I will, however, do my best.


1. One book that changed your life: This was a tough category, and I had no idea until I saw that Brian, who had also caught the meme, listed Purgatorio under a different category. I think the Divine Comedy has changed my life, though I'm not sure how. It just seems to be the summit of human achievement -- theology, spirituality, history, politics and everything else all wrapped up in the most beautiful poetry imaginable. I feel constantly drawn to it and I think Dante's encompassing vision may have had quite a bit to do with my own return to religion -- if that's true, it has changed my life, and quite a bit.

2. One book that you've read more than once: Lunch Poems by Frank O'Hara. This gem of a book changed my life as a poet: I saw that a poet did not have to limit himself or herself to "sensitive thoughts about feelings," but that personality and energy could make the simplest of poems electric. I have not only read this book more than once, I've bought it more than once after having lent it and never seeing it returned. One of its poems, called "Poem":

Lana Turner has collapsed!
I was trotting along and suddenly
it started raining and snowing
and you said it was hailing
but hailing hits you on the head
hard so it was really snowing and
raining and I was in such a hurry
to meet you but the traffic
was acting exactly like the sky
and suddenly I see a headline
LANA TURNER HAS COLLAPSED!
there is no snow in Hollywood
there is no rain in California
I have been to lots of parties
and acted perfectly disgraceful
but I never actually collapsed
oh Lana Turner we love you get up


3. One book that you'd want on a desert island: Okay, I know everybody says this, but I would take the Bible. Not only would a desert island experience be a great chance for really studying scripture, but besides, the Bible has everything: poetry, adventure, revelation. Never a dull moment.

4. One book that made you laugh: Candide by Voltaire. If you haven't read it, trust me: brutal, but hilarious.

5. One book that made you cry: I had to think about this one. One book that moved me a great deal was Raymond Carver's collection of short stories, Where I'm Calling From, especially the haunting "A Good Small Thing." The part about the nuns in the South Bronx in Dom Dillo's Underworld is also beautiful.

6. One book you wish had been written: The Complete and Perfect Prosopography of Eleventh- and Twelfth-Century Leon and Castile. Yeah, it doesn't sound too exciting. Still, if you were doing the work I'm doing, you'd understand.

7. One book you wish had never been written: There are books out there that represent the most hateful and dangerous ideas that have been formulated (e.g, Mein Kampf), books that represent the worst part of that sewer called contemporary American politics (Unfit for Command or anything by Ann Coulter) and books that can be classified as hate crimes against good English prose (Dan Brown). Still, to wish a book had not been written is something like destroying or burning a book. One shouldn't fight bad ideas with repression, but with good ideas. If I had to choose one, it would be the Protocols of the Elders of Zion, for its dangers and its staying power.

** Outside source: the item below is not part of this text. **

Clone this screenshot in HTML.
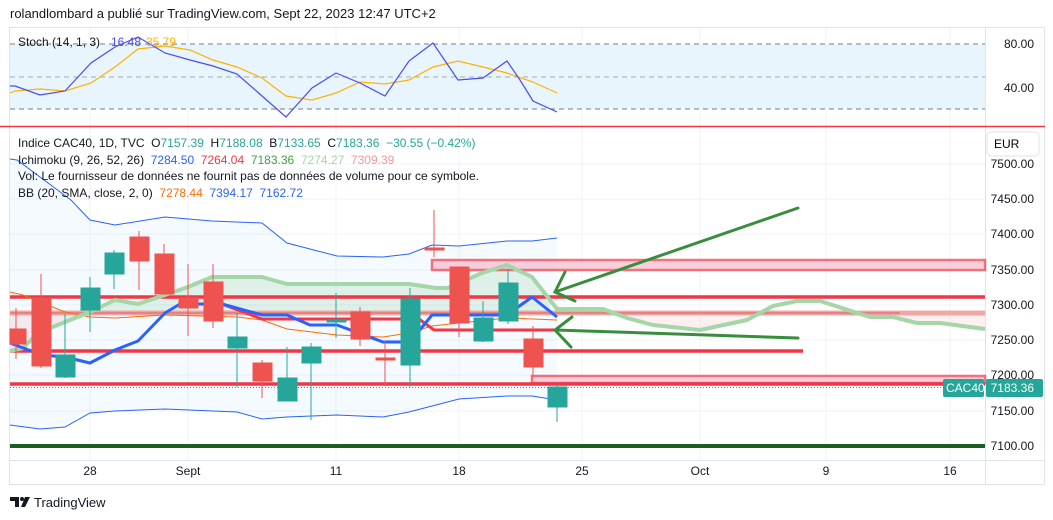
<!DOCTYPE html>
<html><head><meta charset="utf-8"><style>
body{margin:0;width:1053px;height:520px;background:#fff;overflow:hidden;font-family:"Liberation Sans",sans-serif;color:#131722}
svg{position:absolute;left:0;top:0}
.pre{white-space:pre}
</style></head><body>
<svg width="1053" height="520" xmlns="http://www.w3.org/2000/svg" font-family="Liberation Sans, sans-serif">
<text x="10" y="18" font-size="13" fill="#131722">rolandlombard a publié sur TradingView.com, Sept 22, 2023 12:47 UTC+2</text>
<rect x="9.5" y="27.5" width="1035" height="457" fill="none" stroke="#e0e3eb"/>
<line x1="985.5" y1="27" x2="985.5" y2="485" stroke="#e0e3eb"/>
<line x1="9" y1="460.5" x2="1045" y2="460.5" stroke="#e0e3eb"/>
<g stroke="#f0f3fa">
<line x1="90" y1="28" x2="90" y2="460"/><line x1="188" y1="28" x2="188" y2="460"/><line x1="336" y1="28" x2="336" y2="460"/><line x1="459" y1="28" x2="459" y2="460"/><line x1="582" y1="28" x2="582" y2="460"/><line x1="700" y1="28" x2="700" y2="460"/><line x1="826" y1="28" x2="826" y2="460"/><line x1="950" y1="28" x2="950" y2="460"/>
<line x1="10" y1="164" x2="985" y2="164"/><line x1="10" y1="199" x2="985" y2="199"/><line x1="10" y1="234" x2="985" y2="234"/><line x1="10" y1="270" x2="985" y2="270"/><line x1="10" y1="305" x2="985" y2="305"/><line x1="10" y1="340" x2="985" y2="340"/><line x1="10" y1="375" x2="985" y2="375"/><line x1="10" y1="411" x2="985" y2="411"/>
</g>
<rect x="10" y="44" width="975" height="65" fill="#e3f2fd" opacity="0.8"/>
<g stroke="#787b86" stroke-dasharray="5,4" stroke-width="1"><line x1="10" y1="44" x2="985" y2="44"/><line x1="10" y1="77" x2="985" y2="77" opacity="0.6"/><line x1="10" y1="109" x2="985" y2="109"/></g>
<polyline fill="none" stroke="#ffb300" stroke-width="1.2" points="10,93 15,91 40,89 65,91 91,83 115,67 138,49 165,46 190,50 213,60 237,67 262,78 286,96 312,100 336,93 360,82 385,84 409,80 433,67 458,61 483,67 507,73 533,82 557,93"/>
<polyline fill="none" stroke="#4b4bf5" stroke-width="1.2" points="10,86 15,86 40,95 65,91 91,63 115,47 138,37 165,53 190,60 213,66 237,74 262,96 286,117 312,88 336,73 360,83 385,96 409,61 433,43 458,80 483,78 507,61 520,80 533,101 557,112"/>
<text x="18" y="46" font-size="12" fill="#131722">Stoch (14, 1, 3)</text>
<text x="111" y="46" font-size="12" fill="#4b4bf5">16.48</text>
<text x="146" y="46" font-size="12" fill="#ffb300">35.79</text>
<line x1="0" y1="126.5" x2="1045" y2="126.5" stroke="#f23645" stroke-width="1.5"/>
<polygon fill="#2196f3" opacity="0.05" points="10,159 17,160 71,200 90,220 115,225 165,217 212,221 262,223 287,243 337,256 383,257 409,254 432,245 459,246 507,241 532,241 557,238 557,400 532,396 507,396 459,399 409,412 383,417 337,415 287,417 262,419 237,412 165,409 115,411 90,413 65,427 40,429 10,425"/>
<polygon fill="#4caf50" opacity="0.12" points="65,322 90,312 115,300 138,304 165,295 188,287 212,277 262,277 287,284 409,284 436,288 448,288 482,273 507,265 532,277 550,300 550,313 65,313"/>
<polygon fill="#f23645" opacity="0.08" points="10,351 23,348 38,333 65,322 65,313 10,313"/>
<polygon fill="#f23645" opacity="0.08" points="603,309 627,318 653,325 700,330 747,320 773,313 870,317 893,317 917,323 940,323 985,329 985,313 603,313"/>
<rect x="432" y="260" width="553" height="10" fill="#f8bbd0" opacity="0.7" stroke="#f23645" stroke-width="2.5"/>
<rect x="532" y="376" width="453" height="7" fill="#f8bbd0" opacity="0.7" stroke="#f23645" stroke-width="2.5"/>
<line x1="10" y1="313" x2="985" y2="313" stroke="#ef9a9a" stroke-width="5" opacity="0.85"/>
<line x1="10" y1="313" x2="900" y2="313" stroke="#e57373" stroke-width="2" opacity="0.7"/>
<line x1="10" y1="297" x2="985" y2="297" stroke="#f23645" stroke-width="3.5"/>
<line x1="10" y1="351" x2="803" y2="351" stroke="#f23645" stroke-width="3.5"/>
<line x1="10" y1="384" x2="985" y2="384" stroke="#f23645" stroke-width="3.5"/>
<line x1="10" y1="446" x2="985" y2="446" stroke="#1b5e20" stroke-width="4"/>
<line x1="10" y1="387.5" x2="985" y2="387.5" stroke="#26a69a" stroke-dasharray="1,2"/>
<polyline fill="none" stroke="#2962ff" stroke-width="1" points="10,159 17,160 71,200 90,220 115,225 165,217 212,221 262,223 287,243 337,256 383,257 409,254 432,245 459,246 507,241 532,241 557,238"/>
<polyline fill="none" stroke="#2962ff" stroke-width="1" points="10,425 40,429 65,427 90,413 115,411 165,409 237,412 262,419 287,417 337,415 383,417 409,412 459,399 507,396 532,396 557,400"/>
<polyline fill="none" stroke="#ff6d00" stroke-width="1" points="10,292 23,295 65,312 90,317 115,318 165,315 237,317 262,320 287,329 337,335 383,337 409,333 432,326 459,323 507,318 557,320"/>
<polyline fill="none" stroke="#a5d6a7" stroke-width="4" stroke-linejoin="round" points="10,351 23,348 38,333 65,322 90,312 115,300 138,304 165,295 188,287 212,277 262,277 287,284 409,284 436,288 448,288 482,273 507,265 532,277 557,309 603,309 627,318 653,325 700,330 747,320 773,306 797,301 820,301 870,317 893,317 917,323 940,323 985,329"/>
<polyline fill="none" stroke="#f23645" stroke-width="3" points="180,304 222,304 262,319 419,319 434,330 555,330"/>
<polyline fill="none" stroke="#2962ff" stroke-width="3" stroke-linejoin="round" points="10,343 42,355 65,357 90,363 115,350 138,341 165,313 180,304 222,304 262,315 287,315 310,325 337,325 383,342 410,342 432,315 507,315 532,297 557,317"/>
<g stroke-width="1">
<g fill="#ef5350" stroke="#ef5350">
<line x1="16" y1="308" x2="16" y2="359"/><rect x="10" y="329" width="16" height="15"/>
<line x1="41" y1="274" x2="41" y2="368"/><rect x="32" y="298" width="19" height="68"/>
<line x1="139" y1="231" x2="139" y2="290"/><rect x="130" y="237" width="19" height="24"/>
<line x1="164" y1="244" x2="164" y2="294"/><rect x="155" y="254" width="19" height="40"/>
<line x1="188" y1="264" x2="188" y2="336"/><rect x="179" y="298" width="19" height="10"/>
<line x1="213" y1="264" x2="213" y2="328"/><rect x="204" y="282" width="19" height="39"/>
<line x1="262" y1="360" x2="262" y2="398"/><rect x="253" y="363" width="19" height="18"/>
<line x1="360" y1="307" x2="360" y2="346"/><rect x="351" y="312" width="19" height="27"/>
<line x1="385" y1="341" x2="385" y2="386"/><rect x="376" y="358" width="19" height="2"/>
<line x1="434" y1="210" x2="434" y2="257"/><rect x="425" y="248" width="19" height="2"/>
<line x1="459" y1="267" x2="459" y2="337"/><rect x="450" y="267" width="19" height="56"/>
<line x1="533" y1="326" x2="533" y2="377"/><rect x="524" y="339" width="19" height="28"/>
</g>
<g fill="#26a69a" stroke="#26a69a">
<line x1="65" y1="314" x2="65" y2="378"/><rect x="56" y="355" width="19" height="22"/>
<line x1="90" y1="277" x2="90" y2="332"/><rect x="81" y="288" width="19" height="22"/>
<line x1="114" y1="250" x2="114" y2="289"/><rect x="105" y="253" width="19" height="21"/>
<line x1="237" y1="313" x2="237" y2="387"/><rect x="228" y="337" width="19" height="11"/>
<line x1="287" y1="347" x2="287" y2="401"/><rect x="278" y="378" width="19" height="23"/>
<line x1="311" y1="343" x2="311" y2="420"/><rect x="302" y="347" width="19" height="16"/>
<line x1="336" y1="293" x2="336" y2="338"/><rect x="327" y="320" width="19" height="2"/>
<line x1="410" y1="288" x2="410" y2="387"/><rect x="401" y="299" width="19" height="66"/>
<line x1="483" y1="301" x2="483" y2="342"/><rect x="474" y="318" width="19" height="23"/>
<line x1="508" y1="269" x2="508" y2="324"/><rect x="499" y="283" width="19" height="38"/>
<line x1="557" y1="384" x2="557" y2="422"/><rect x="548" y="387" width="19" height="20"/>
</g></g>
<g stroke="#388e3c" stroke-width="3" fill="none" stroke-linecap="round">
<line x1="555" y1="292" x2="798" y2="208"/><polyline points="565,272 555,292 575,301"/>
<line x1="555" y1="330" x2="798" y2="338"/><polyline points="572,317 555,330 571,347"/>
</g>
<g font-size="12" class="pre">
<text x="18" y="147" class="pre"><tspan fill="#131722">Indice CAC40, 1D, TVC  O</tspan><tspan fill="#26a69a">7157.39</tspan><tspan fill="#131722">  H</tspan><tspan fill="#26a69a">7188.08</tspan><tspan fill="#131722">  B</tspan><tspan fill="#26a69a">7133.65</tspan><tspan fill="#131722">  C</tspan><tspan fill="#26a69a">7183.36  −30.55 (−0.42%)</tspan></text>
<text x="18" y="164" class="pre"><tspan fill="#131722">Ichimoku (9, 26, 52, 26)  </tspan><tspan fill="#2962ff">7284.50  </tspan><tspan fill="#f23645">7264.04  </tspan><tspan fill="#43a047">7183.36  </tspan><tspan fill="#a5d6a7">7274.27  </tspan><tspan fill="#ef9a9a">7309.39</tspan></text>
<text x="18" y="180" fill="#131722">Vol: Le fournisseur de données ne fournit pas de données de volume pour ce symbole.</text>
<text x="18" y="197" class="pre"><tspan fill="#131722">BB (20, SMA, close, 2, 0)  </tspan><tspan fill="#ff6d00">7278.44  </tspan><tspan fill="#2962ff">7394.17  </tspan><tspan fill="#2962ff">7162.72</tspan></text>
</g>
<rect x="987" y="132" width="52" height="24" rx="4" fill="#fff" stroke="#e0e3eb"/>
<text x="994" y="148" font-size="12">EUR</text>
<g font-size="12" text-anchor="end" fill="#131722">
<text x="1034" y="48">80.00</text><text x="1034" y="92">40.00</text>
<text x="1034" y="168">7500.00</text><text x="1034" y="203">7450.00</text><text x="1034" y="238">7400.00</text><text x="1034" y="274">7350.00</text><text x="1034" y="309">7300.00</text><text x="1034" y="344">7250.00</text><text x="1034" y="379">7200.00</text><text x="1034" y="450">7100.00</text><text x="1034" y="415">7150.00</text>
</g>
<rect x="943" y="379" width="41" height="18" rx="2" fill="#26a69a"/>
<rect x="986" y="379" width="57" height="18" rx="2" fill="#26a69a"/>
<text x="946" y="392" font-size="12" fill="#fff">CAC40</text>
<text x="1034" y="392" font-size="12" fill="#fff" text-anchor="end">7183.36</text>
<g font-size="12" text-anchor="middle" fill="#131722">
<text x="90" y="475">28</text><text x="188" y="475">Sept</text><text x="336" y="475">11</text><text x="459" y="475">18</text><text x="582" y="475">25</text><text x="700" y="475">Oct</text><text x="826" y="475">9</text><text x="950" y="475">16</text>
</g>
<g fill="#131722"><path d="M10,497h9v10h-4v-6h-5z"/><circle cx="22" cy="499" r="2"/><path d="M25,497h5l-5,10h-4z"/></g>
<text x="34" y="507" font-size="13" fill="#131722">TradingView</text>
</svg>
</body></html>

8. One book you're currently reading: The Quest for El Cid, by Richard Fletcher. This is a wonderful book about eleventh-century Spain for non-specialists, and I would recommend to any history buff. It's well written, and Fletcher has a great gift for explaining the technical difficulties of medieval historiography in a way that is neither dry nor confusing.

9. One book you've been meaning to read: Any big scary theology tome by Karl Rahner or Paul Tillich.

10. Now tag five people: This is the hard part, since most of my blog friends have already done this. Here goes. If any of you have already bookmemed, put the link in the comments: Jeff, Crystal, Gillaume le Fou, mi primo, and Fay.

Now I'm going away for a few days. Behave yourselves.